You have sisters of your own, how much of your own personal experience did you bring to this and has it affected your relationship with them?
Maria: I’m one of three sisters, so I can definitely relate to and understand that dynamic where you’re all completely different but so close at the same time. There was something beautiful with Lucy (Durack, who plays Roxy) and Antonia (Prebble, who plays Edie) that I felt was instant. So much heart, and love, and trust and support between us as actresses, and our characters. It reaffirmed my faith in and unity with women. I feel extra loving and appreciative towards my sisters at the moment.
When it comes to your on-screen sisters, how different are the three of you? Did it take long to find common ground as actors?
Maria: I think we’re really different, but we’re all quite positive women. It really took me aback at how supportive the environment was and how encouraging we were. We got along really well, it didn’t take long at all. And we’re so different; Lucy is like a Disney princess, she’s so bubbly and bright, and Antonia is so intellectual and precise, and I’m a bit silly. Oh god, we sound like our characters!
So I know the show is called Sisters and it centres around three women, but what about the male roles, what do you think male viewers can enjoy about this?
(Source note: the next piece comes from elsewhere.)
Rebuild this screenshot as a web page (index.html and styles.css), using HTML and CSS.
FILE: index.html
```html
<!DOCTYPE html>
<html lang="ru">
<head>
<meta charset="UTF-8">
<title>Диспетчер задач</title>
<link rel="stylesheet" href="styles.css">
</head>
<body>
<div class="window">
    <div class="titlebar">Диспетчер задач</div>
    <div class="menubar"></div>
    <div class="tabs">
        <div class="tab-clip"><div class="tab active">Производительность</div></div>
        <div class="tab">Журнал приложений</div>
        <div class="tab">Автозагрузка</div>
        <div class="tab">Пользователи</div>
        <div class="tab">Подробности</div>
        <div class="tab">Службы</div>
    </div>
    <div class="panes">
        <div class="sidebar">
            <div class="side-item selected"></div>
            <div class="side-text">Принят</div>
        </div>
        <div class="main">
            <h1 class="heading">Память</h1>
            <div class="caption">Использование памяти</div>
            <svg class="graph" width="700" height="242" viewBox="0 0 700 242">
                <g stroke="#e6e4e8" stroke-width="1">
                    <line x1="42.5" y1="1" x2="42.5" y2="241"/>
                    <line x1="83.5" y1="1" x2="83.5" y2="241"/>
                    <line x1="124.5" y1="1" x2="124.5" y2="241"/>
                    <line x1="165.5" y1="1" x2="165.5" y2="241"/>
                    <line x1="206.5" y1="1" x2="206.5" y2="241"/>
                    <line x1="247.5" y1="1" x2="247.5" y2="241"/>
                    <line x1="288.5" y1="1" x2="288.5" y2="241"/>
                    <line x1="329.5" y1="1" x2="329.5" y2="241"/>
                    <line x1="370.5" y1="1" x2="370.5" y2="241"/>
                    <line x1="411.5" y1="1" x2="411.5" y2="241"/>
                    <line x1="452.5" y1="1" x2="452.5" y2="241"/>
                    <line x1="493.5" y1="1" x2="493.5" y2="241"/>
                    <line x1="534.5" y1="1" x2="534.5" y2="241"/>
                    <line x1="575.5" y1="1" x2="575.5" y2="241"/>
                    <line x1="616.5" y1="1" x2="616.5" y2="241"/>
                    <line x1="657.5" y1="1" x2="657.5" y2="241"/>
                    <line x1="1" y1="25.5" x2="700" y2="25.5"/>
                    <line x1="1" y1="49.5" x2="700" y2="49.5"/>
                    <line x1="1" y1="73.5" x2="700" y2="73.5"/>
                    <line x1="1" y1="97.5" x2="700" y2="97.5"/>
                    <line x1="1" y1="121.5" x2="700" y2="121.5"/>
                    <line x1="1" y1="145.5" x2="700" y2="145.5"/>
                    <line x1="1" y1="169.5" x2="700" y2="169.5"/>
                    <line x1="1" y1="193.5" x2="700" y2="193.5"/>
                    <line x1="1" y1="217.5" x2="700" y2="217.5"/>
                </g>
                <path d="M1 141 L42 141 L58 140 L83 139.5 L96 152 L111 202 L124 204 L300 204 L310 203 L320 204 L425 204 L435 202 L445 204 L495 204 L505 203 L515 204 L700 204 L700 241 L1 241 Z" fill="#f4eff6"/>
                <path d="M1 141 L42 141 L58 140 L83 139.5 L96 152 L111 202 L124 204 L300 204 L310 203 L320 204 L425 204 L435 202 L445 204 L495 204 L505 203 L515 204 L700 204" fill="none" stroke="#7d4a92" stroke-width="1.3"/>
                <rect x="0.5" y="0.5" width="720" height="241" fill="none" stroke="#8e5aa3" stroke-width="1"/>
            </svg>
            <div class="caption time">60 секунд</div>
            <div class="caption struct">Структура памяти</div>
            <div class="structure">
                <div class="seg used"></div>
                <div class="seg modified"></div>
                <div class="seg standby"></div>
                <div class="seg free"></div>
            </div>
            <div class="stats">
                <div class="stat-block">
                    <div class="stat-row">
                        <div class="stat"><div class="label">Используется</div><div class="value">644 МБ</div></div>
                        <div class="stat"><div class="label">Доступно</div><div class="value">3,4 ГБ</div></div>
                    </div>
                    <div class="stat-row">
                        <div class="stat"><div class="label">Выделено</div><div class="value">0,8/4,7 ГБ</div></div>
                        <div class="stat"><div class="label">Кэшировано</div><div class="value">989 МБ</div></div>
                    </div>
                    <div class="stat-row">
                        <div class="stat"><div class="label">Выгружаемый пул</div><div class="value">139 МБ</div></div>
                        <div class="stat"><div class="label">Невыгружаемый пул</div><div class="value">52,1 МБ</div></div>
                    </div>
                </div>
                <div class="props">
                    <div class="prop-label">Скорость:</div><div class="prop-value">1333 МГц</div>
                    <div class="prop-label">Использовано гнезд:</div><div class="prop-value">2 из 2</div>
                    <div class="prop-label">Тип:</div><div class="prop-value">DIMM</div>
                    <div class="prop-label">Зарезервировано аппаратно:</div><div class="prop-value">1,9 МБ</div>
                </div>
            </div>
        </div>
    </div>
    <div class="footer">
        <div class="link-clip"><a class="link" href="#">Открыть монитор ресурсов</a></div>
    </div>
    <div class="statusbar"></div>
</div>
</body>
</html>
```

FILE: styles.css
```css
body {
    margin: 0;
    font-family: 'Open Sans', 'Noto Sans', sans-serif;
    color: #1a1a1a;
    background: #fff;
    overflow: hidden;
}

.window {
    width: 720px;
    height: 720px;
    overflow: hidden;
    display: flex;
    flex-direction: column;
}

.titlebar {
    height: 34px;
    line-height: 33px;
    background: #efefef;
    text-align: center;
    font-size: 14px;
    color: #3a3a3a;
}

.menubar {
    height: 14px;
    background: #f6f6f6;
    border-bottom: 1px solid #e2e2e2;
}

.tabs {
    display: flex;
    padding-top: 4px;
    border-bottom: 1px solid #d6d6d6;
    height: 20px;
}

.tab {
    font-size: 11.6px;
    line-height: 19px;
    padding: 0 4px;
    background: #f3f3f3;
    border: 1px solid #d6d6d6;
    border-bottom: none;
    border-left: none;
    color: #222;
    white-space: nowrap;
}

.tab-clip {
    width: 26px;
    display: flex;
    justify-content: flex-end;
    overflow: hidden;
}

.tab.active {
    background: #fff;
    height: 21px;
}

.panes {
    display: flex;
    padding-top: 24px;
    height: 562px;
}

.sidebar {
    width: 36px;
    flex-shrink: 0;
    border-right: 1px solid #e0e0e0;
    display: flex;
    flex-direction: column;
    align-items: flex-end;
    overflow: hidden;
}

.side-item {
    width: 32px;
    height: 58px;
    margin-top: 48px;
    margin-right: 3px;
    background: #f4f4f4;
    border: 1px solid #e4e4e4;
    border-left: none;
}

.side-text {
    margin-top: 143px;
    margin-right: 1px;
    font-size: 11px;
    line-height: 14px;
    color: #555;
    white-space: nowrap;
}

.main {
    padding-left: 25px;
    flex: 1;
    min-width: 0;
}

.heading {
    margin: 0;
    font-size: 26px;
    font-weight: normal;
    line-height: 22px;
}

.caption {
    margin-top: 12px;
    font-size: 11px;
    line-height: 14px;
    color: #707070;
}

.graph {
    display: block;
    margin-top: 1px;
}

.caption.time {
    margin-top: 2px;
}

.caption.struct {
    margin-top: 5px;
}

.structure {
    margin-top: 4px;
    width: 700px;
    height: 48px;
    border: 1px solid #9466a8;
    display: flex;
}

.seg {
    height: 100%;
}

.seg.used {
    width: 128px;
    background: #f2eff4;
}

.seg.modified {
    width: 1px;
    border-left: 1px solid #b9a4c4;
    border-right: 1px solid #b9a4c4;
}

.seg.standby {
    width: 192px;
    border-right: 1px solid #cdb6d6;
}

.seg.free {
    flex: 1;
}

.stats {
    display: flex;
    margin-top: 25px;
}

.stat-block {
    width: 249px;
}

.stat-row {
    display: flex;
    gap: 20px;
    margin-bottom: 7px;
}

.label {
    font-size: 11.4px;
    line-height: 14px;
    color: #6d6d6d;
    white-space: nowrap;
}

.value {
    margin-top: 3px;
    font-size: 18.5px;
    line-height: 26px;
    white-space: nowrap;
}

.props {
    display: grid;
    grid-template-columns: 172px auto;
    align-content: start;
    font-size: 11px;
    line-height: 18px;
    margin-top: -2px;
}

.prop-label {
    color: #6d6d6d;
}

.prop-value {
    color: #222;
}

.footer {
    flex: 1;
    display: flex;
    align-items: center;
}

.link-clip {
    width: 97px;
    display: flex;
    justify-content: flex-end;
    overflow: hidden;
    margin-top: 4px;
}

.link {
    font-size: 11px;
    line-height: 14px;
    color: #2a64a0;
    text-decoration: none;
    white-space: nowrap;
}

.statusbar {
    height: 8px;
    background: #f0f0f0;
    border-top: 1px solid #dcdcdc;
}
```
Maria: There’s a really strong male cast, and I think men are quite broadly represented. We follow their storylines, and the challenges they face within the plot.
It’s a show about humans, it’s high drama, that’s really engaging whether you’re male or female.
Australia loves its dramas. What does Sisters bring to the landscape that we haven’t seen before?
Maria: I think it brings something quite raw and unromanticised, which feels really unique. There’s something real life about it and there’s something equally beautiful in that. Nothing’s glamourised, all the characters, both male and female, are layered and you get to see all the sides of them which I think is such an achievement and something everyone in the show can be proud of, there’s a lot of depth to this.